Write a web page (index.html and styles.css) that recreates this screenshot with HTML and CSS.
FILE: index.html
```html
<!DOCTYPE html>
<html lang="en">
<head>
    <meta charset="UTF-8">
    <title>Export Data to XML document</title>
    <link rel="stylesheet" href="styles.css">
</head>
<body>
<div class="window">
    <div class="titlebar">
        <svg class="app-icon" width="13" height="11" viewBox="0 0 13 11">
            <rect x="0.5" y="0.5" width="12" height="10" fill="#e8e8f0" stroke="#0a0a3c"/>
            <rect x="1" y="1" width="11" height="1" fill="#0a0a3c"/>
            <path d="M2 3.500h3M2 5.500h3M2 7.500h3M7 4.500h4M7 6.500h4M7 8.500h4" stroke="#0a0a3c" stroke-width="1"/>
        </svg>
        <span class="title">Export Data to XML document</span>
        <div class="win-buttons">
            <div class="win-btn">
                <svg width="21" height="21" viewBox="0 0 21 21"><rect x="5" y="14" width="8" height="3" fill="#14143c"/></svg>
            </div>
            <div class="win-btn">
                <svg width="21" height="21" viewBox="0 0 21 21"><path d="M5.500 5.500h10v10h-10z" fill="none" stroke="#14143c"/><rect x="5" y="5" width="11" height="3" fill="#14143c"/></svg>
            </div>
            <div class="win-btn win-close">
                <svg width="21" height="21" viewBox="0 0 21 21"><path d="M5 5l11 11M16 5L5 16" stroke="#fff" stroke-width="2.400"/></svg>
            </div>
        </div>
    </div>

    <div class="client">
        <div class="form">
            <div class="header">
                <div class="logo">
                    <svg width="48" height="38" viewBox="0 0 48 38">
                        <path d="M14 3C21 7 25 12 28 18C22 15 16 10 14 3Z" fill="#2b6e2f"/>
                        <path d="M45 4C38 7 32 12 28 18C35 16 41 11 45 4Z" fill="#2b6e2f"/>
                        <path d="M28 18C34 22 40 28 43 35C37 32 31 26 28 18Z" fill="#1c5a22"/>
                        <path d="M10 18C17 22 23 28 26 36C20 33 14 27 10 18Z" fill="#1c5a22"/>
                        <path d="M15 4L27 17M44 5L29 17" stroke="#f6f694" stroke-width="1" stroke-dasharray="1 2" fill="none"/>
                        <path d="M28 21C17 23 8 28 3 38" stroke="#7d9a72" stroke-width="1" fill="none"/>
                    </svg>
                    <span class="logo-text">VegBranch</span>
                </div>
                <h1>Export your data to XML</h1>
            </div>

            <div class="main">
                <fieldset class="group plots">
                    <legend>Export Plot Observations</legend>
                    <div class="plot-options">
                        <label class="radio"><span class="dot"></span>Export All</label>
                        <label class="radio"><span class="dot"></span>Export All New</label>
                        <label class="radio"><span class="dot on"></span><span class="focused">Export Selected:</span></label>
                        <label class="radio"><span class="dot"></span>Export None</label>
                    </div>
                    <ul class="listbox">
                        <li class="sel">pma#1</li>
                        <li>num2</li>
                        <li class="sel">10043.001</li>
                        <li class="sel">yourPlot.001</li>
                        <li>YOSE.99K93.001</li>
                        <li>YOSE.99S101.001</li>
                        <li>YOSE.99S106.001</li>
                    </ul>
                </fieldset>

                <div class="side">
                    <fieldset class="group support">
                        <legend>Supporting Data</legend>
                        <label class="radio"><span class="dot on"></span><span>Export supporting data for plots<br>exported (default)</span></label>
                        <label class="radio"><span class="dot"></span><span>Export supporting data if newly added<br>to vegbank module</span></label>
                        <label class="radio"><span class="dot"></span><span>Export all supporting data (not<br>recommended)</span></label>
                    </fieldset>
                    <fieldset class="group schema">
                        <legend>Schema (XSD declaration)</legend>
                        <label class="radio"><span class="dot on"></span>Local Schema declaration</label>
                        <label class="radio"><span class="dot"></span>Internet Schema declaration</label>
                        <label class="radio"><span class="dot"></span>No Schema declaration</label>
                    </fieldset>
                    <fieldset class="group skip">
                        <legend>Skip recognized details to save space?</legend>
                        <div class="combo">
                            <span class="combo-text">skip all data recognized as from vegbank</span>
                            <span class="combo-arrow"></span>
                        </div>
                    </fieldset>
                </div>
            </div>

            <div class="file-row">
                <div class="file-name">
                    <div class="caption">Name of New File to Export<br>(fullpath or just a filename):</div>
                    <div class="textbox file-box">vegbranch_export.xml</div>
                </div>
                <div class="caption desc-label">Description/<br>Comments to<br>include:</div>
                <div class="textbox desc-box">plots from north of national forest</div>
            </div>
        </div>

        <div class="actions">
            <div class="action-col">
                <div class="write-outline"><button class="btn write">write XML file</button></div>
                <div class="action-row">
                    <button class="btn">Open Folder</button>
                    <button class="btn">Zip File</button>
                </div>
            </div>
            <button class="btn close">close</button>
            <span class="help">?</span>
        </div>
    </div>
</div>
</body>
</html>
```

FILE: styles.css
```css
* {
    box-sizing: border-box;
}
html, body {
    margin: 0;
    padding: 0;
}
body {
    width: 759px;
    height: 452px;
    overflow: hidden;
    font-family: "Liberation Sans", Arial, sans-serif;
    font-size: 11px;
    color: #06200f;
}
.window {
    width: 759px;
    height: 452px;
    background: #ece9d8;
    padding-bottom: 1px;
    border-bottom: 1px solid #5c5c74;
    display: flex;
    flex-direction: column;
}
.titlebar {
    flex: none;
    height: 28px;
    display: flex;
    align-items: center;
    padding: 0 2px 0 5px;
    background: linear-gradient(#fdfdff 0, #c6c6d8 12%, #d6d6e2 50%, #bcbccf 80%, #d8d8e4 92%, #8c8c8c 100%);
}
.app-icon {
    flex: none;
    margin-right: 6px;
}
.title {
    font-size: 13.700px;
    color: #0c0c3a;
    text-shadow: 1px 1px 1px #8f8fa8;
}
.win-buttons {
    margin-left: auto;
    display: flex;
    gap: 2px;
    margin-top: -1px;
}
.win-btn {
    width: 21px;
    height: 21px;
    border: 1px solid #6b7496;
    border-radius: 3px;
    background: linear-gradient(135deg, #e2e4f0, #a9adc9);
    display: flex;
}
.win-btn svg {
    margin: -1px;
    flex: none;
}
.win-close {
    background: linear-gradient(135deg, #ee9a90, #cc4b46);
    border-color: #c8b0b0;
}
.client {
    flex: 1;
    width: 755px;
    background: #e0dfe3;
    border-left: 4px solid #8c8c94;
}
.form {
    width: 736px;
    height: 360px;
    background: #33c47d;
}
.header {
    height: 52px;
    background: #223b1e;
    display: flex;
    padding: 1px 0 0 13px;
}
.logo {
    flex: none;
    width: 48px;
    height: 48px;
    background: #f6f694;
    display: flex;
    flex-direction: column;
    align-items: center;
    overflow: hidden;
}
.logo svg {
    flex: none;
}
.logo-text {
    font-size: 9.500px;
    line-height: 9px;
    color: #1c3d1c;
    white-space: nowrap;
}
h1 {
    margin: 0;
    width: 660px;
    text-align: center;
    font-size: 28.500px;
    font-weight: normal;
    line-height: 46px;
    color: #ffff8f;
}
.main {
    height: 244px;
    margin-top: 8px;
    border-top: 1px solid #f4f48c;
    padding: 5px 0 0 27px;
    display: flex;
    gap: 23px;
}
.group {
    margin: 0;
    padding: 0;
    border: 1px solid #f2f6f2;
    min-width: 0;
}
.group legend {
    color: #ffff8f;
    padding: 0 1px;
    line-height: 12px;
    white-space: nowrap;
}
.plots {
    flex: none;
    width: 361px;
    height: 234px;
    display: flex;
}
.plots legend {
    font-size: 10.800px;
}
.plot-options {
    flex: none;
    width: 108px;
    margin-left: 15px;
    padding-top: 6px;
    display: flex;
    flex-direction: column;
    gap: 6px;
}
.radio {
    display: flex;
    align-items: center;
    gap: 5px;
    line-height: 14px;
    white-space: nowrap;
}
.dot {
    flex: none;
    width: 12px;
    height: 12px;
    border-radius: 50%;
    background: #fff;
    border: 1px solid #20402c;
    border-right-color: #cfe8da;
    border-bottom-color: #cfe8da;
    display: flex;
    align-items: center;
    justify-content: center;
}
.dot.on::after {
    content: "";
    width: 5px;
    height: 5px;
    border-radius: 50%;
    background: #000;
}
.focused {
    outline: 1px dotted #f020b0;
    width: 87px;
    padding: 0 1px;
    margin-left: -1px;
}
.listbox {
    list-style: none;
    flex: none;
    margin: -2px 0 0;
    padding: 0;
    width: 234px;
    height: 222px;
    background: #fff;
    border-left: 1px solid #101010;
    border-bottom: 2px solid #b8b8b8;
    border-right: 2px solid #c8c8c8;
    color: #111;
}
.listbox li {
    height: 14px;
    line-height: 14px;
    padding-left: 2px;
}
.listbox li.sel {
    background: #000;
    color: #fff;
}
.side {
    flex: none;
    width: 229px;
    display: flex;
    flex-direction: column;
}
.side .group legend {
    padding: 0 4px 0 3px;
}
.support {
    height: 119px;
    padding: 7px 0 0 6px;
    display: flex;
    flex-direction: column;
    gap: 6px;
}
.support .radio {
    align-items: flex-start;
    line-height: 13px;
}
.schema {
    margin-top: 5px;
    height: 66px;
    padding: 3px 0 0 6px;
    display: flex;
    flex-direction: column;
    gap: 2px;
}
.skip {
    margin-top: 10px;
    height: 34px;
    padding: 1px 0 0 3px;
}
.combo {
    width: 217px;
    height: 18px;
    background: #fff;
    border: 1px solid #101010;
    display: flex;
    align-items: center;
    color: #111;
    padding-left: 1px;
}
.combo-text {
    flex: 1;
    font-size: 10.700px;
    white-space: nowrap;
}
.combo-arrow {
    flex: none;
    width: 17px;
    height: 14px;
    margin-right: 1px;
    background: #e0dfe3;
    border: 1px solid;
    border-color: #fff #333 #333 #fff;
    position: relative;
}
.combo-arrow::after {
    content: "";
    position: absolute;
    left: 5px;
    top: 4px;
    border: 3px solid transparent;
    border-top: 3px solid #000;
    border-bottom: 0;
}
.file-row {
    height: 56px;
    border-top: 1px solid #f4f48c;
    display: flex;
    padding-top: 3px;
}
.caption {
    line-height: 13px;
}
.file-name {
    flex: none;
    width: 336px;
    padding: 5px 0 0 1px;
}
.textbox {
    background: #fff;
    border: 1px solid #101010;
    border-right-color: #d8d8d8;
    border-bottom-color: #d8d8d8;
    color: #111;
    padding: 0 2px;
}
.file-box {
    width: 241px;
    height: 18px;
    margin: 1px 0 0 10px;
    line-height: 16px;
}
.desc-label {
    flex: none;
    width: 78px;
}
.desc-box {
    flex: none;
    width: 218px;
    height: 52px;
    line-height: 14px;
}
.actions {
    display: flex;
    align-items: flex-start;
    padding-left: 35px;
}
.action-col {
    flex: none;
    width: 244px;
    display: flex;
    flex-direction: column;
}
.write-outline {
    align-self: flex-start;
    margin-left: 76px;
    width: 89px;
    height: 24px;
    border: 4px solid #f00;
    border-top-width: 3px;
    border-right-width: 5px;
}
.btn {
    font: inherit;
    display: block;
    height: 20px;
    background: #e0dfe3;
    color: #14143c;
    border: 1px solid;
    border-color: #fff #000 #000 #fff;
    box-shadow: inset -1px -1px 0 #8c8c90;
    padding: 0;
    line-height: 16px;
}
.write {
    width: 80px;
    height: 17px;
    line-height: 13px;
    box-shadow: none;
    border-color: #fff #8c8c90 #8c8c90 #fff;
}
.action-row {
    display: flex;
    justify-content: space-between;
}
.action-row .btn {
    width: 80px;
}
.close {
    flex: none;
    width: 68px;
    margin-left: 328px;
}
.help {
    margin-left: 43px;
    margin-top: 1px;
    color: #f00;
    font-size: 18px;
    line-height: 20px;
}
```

··········

◆ Aim of the task
Look through the lines above and collect those with the word "styles".

◆ Exercise output
Write a web page (index.html and styles.css) that recreates this screenshot with HTML and CSS.
    <link rel="stylesheet" href="styles.css">
FILE: styles.css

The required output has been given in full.